Khatiks involved in the anti-Halal campaign also claim that the perception of blood being "impure" is the result of "propaganda spread by the Halal lobby".
However, some also admit that the association with pig rearing has placed limitations on their business.
Kamlesh (name changed), a meat-seller from the Sonkar or Khatik community in Malka Ganj area in North Delhi, says that there are limitations to the demand for pig meat.
"People feel that pigs are unclean and they eat garbage and faeces. As a result, we don't get many rich customers. It is mostly locals from the area and some students. High-end customers, including big restaurants, procure from high-end pork suppliers," he says.

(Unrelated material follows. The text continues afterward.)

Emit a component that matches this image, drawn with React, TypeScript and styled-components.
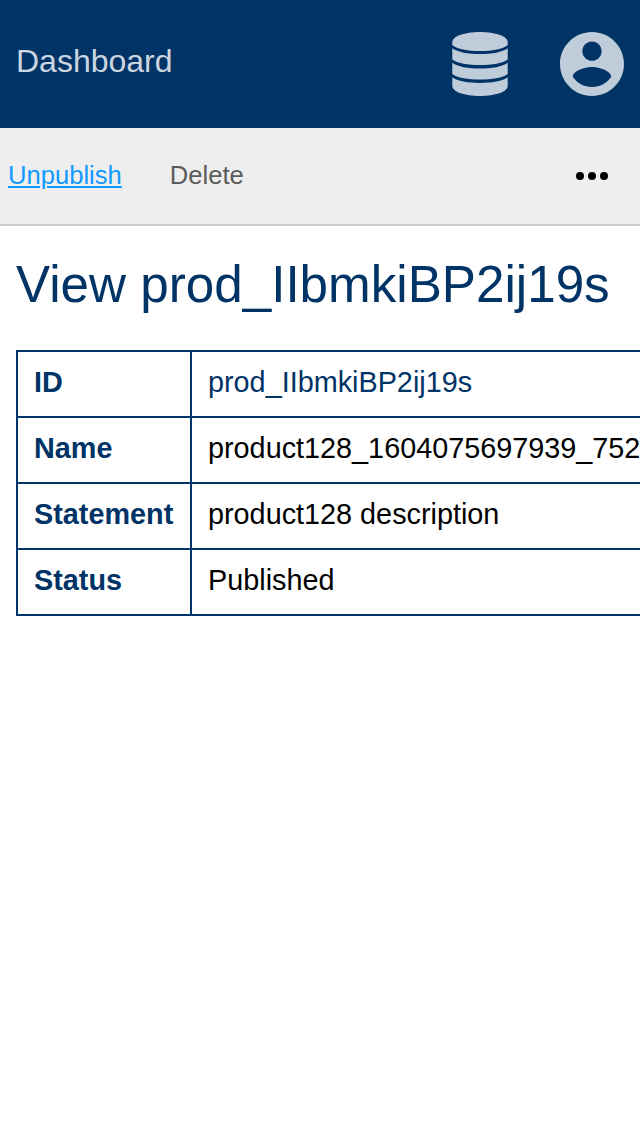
import React from "react";
import styled, { createGlobalStyle, css } from "styled-components";

const GlobalStyle = createGlobalStyle`
  * { box-sizing: border-box; }
  body {
    margin: 0;
    background: #fff;
    color: #000;
    font-family: "Liberation Sans", Arial, sans-serif;
    overflow: hidden;
  }
`;

const Page = styled.div`
  width: 100%;
  min-height: 100vh;
  overflow: hidden;
`;

const Header = styled.header`
  display: flex;
  align-items: center;
  height: 128px;
  padding: 0 16px;
  background: #003366;
  color: #bfccd9;
`;

const Brand = styled.a`
  margin-right: auto;
  padding-bottom: 6px;
  font-size: 32px;
  line-height: 36px;
  color: #ccd6e0;
`;

const NavIcons = styled.nav`
  display: flex;
  align-items: center;
  gap: 52px;
`;

const Icon = styled.svg`
  display: block;
  height: 64px;
  fill: currentColor;
`;

const Toolbar = styled.div`
  display: flex;
  align-items: center;
  height: 98px;
  padding: 0 32px 2px 8px;
  background: #eeeeee;
  border-bottom: 2px solid #cccccc;
`;

const Action = styled.a<{ $active?: boolean }>`
  margin-right: 48px;
  font-size: 25.6px;
  line-height: 30px;
  color: #5b5b5b;
  ${(p) => p.$active && css`
    color: #1199ff;
    text-decoration: underline;
    text-decoration-thickness: 2px;
    text-underline-offset: 2px;
  `}
`;

const More = styled.span`
  display: flex;
  gap: 4px;
  margin: 2px 0 0 auto;
`;

const Dot = styled.i`
  width: 8px;
  height: 8px;
  border-radius: 50%;
  background: #000;
`;

const Main = styled.main`
  padding: 30px 16px;
`;

const Title = styled.h1`
  margin: 0 0 37px;
  font-size: 51.2px;
  font-weight: 400;
  line-height: 57px;
  color: #003366;
  white-space: nowrap;
`;

const Table = styled.table`
  width: 720px;
  border-collapse: collapse;
  font-size: 28.8px;
  line-height: 32px;
`;

const cell = css`
  height: 66px;
  padding: 0 16px 4px;
  border: 2px solid #003366;
  text-align: left;
  white-space: nowrap;
`;

const Label = styled.th`
  ${cell}
  width: 174px;
  color: #003366;
`;

const Value = styled.td<{ $link?: boolean }>`
  ${cell}
  color: ${(p) => (p.$link ? "#003366" : "#000")};
`;

const rows = [
  { label: "ID", value: "prod_IIbmkiBP2ij19s", link: true },
  { label: "Name", value: "product128_1604075697939_752" },
  { label: "Statement", value: "product128 description" },
  { label: "Status", value: "Published" },
];

const DatabaseIcon = () => (
  <Icon width="56" viewBox="0 0 56 64" aria-hidden="true">
    <path d="M.3 10C.3 4.2 12.7 0 28 0s27.700 4.200 27.700 10v3C51 17 40 19 28 19S5 17 .3 13z" />
    <path d="M.3 16.200C5.500 20.200 16 22 28 22s22.500-1.800 27.700-5.800v11.200C51 31 40 33 28 33S5 31 .3 27.400z" />
    <path d="M.3 30.700C5.500 34.700 16 36.500 28 36.500s22.500-1.800 27.700-5.800v11.200C51 45.600 40 47.500 28 47.500S5 45.600.3 41.900z" />
    <path d="M.3 45.300C5.500 49.300 16 51 28 51s22.500-1.700 27.700-5.700V54C55.700 59.800 43.300 64 28 64S.3 59.800.3 54z" />
  </Icon>
);

const AccountIcon = () => (
  <Icon width="64" viewBox="2 2 20 20" aria-hidden="true">
    <path d="M12 2C6.480 2 2 6.480 2 12s4.480 10 10 10 10-4.480 10-10S17.520 2 12 2zm0 3c1.660 0 3 1.340 3 3s-1.340 3-3 3-3-1.340-3-3 1.340-3 3-3zm0 14.200c-2.500 0-4.710-1.280-6-3.220.03-1.990 4-3.080 6-3.080 1.990 0 5.970 1.090 6 3.080-1.290 1.940-3.500 3.220-6 3.220z" />
  </Icon>
);

export default function App() {
  return (
    <Page>
      <GlobalStyle />
      <Header>
        <Brand>Dashboard</Brand>
        <NavIcons>
          <DatabaseIcon />
          <AccountIcon />
        </NavIcons>
      </Header>
      <Toolbar>
        <Action $active>Unpublish</Action>
        <Action>Delete</Action>
        <More><Dot /><Dot /><Dot /></More>
      </Toolbar>
      <Main>
        <Title>View prod_IIbmkiBP2ij19s</Title>
        <Table>
          <tbody>
            {rows.map((r) => (
              <tr key={r.label}>
                <Label>{r.label}</Label>
                <Value $link={r.link}>{r.value}</Value>
              </tr>
            ))}
          </tbody>
        </Table>
      </Main>
    </Page>
  );
}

Due to Hindutva propaganda and also economic competition, there is a perception among a section of Khatik meat traders that there is a big "lobby" supporting Halal butchers. Therefore, many of them are not opposed to some restrictions on Halal, as being pushed by Hindutva outfits.

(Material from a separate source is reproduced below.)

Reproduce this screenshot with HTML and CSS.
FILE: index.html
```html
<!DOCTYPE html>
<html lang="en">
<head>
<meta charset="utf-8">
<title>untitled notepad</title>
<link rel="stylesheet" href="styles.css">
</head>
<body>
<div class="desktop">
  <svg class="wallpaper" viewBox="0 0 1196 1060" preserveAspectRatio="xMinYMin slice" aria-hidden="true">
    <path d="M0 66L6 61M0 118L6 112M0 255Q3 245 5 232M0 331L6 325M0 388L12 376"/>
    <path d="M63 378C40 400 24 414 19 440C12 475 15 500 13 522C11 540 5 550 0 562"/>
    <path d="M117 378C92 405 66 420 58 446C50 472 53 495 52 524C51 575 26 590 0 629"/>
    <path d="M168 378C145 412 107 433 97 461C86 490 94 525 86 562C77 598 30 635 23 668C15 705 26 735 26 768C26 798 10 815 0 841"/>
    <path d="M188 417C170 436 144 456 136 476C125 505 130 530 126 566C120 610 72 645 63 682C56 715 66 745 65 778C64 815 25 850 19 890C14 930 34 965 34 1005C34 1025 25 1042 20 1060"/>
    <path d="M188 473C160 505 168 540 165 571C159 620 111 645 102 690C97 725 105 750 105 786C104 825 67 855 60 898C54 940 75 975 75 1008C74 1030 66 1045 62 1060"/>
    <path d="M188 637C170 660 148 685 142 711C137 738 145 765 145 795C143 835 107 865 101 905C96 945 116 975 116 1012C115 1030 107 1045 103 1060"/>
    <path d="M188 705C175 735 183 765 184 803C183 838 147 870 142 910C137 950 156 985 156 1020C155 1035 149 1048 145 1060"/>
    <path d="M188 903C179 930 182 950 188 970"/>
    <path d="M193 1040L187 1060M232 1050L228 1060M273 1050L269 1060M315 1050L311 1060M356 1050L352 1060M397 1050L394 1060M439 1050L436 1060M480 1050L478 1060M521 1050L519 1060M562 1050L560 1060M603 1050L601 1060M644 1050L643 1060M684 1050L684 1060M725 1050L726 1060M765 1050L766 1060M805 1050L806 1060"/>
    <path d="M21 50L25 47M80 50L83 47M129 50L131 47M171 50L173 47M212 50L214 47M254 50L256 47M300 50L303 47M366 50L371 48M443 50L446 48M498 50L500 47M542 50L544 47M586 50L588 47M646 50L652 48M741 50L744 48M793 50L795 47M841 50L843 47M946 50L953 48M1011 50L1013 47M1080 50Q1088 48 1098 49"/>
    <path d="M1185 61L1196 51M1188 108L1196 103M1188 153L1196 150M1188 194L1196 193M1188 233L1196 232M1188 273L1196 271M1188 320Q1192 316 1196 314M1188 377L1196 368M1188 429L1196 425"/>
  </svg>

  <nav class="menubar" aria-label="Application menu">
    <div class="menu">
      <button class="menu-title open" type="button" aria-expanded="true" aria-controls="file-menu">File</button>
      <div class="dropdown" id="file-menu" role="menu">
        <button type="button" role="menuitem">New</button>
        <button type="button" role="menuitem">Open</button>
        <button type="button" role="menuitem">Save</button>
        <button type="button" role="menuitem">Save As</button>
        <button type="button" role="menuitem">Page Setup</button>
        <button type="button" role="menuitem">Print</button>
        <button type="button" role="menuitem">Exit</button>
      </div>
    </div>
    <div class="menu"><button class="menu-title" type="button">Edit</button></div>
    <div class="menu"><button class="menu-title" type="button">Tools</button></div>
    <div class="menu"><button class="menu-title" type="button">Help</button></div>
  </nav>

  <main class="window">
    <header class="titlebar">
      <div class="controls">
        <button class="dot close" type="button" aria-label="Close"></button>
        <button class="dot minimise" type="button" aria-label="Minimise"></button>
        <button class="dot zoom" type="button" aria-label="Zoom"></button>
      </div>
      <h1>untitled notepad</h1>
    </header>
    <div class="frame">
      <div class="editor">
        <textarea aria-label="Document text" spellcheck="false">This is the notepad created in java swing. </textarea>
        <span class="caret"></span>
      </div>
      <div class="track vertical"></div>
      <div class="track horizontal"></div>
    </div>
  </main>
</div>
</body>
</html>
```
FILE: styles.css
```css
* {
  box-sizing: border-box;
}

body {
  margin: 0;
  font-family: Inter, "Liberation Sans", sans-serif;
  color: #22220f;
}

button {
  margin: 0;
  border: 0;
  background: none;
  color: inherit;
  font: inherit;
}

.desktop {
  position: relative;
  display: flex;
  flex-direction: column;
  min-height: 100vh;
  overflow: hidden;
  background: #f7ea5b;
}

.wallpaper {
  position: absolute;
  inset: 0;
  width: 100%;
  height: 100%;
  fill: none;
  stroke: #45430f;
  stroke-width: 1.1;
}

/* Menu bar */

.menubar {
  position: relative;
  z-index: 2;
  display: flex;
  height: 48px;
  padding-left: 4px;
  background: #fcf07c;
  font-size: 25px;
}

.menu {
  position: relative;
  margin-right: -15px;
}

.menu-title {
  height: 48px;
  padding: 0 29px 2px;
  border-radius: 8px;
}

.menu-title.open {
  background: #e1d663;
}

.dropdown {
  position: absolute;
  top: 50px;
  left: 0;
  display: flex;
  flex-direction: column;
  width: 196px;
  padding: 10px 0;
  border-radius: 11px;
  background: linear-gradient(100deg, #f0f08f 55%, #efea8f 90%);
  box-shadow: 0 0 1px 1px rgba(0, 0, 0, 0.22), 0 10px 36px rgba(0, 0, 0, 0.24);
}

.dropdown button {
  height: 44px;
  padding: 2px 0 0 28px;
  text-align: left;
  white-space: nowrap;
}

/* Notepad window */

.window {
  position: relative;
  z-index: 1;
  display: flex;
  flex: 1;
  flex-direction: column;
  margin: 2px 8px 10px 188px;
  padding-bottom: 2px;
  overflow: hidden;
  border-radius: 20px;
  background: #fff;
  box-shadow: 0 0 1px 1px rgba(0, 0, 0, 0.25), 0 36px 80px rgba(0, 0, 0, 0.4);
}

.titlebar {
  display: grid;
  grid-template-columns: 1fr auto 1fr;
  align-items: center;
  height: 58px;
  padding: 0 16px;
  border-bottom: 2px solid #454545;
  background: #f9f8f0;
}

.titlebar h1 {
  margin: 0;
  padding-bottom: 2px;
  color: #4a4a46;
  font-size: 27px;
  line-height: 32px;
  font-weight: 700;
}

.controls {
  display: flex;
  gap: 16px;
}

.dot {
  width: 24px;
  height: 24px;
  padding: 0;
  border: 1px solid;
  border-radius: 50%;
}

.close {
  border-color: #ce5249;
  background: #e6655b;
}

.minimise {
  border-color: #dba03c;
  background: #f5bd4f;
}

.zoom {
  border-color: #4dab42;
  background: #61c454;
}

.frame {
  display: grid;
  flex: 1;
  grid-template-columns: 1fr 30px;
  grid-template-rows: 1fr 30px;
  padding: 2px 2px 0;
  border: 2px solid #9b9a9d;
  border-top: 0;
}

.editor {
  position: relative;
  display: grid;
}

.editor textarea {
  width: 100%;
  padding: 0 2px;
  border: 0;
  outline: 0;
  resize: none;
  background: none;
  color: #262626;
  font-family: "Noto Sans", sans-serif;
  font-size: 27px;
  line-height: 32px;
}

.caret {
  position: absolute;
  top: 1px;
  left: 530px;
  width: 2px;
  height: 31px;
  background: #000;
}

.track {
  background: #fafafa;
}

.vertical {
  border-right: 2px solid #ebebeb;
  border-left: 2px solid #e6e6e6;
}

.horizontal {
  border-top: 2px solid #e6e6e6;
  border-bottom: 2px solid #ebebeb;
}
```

However, they are also afraid that Hindutva overzealousness on the matter may be counter-productive and lead to meat bans in several places.
For instance, the ban on the sale of meat within a 10 sq km radius of Lord Krishna's birthplace in Mathura did lead to loss of livelihood among Khatik butchers.
"Such restrictions are not good. Sellers should be given compensation (in case of such bans) but that doesn't happen," Kamlesh said.
Khatik, a BJP supporter and a close aide of recently defeated BJP MLA Sangeet Som, identifies himself as a "Dhankar Rajput," a term often used by Khatiks.
Kamlesh is afraid of anti-meat campaigns, whether on a religious pretext or environmental.
He is also ambivalent on the Navratri ban proposed by the mayor in South Delhi.
"It's not in our area so it doesn't matter to me. It is Navratri so I understand but generally in my opinion such bans are bad for business. As it is, the business doesn't pay much and costs are only increasing," he said.
On being asked if he has received any help from Hindutva outfits, Kamlesh said that he hasn't but he knows of people in other states who have, but even that isn't sufficient.
"Help should be given at the government level," he said.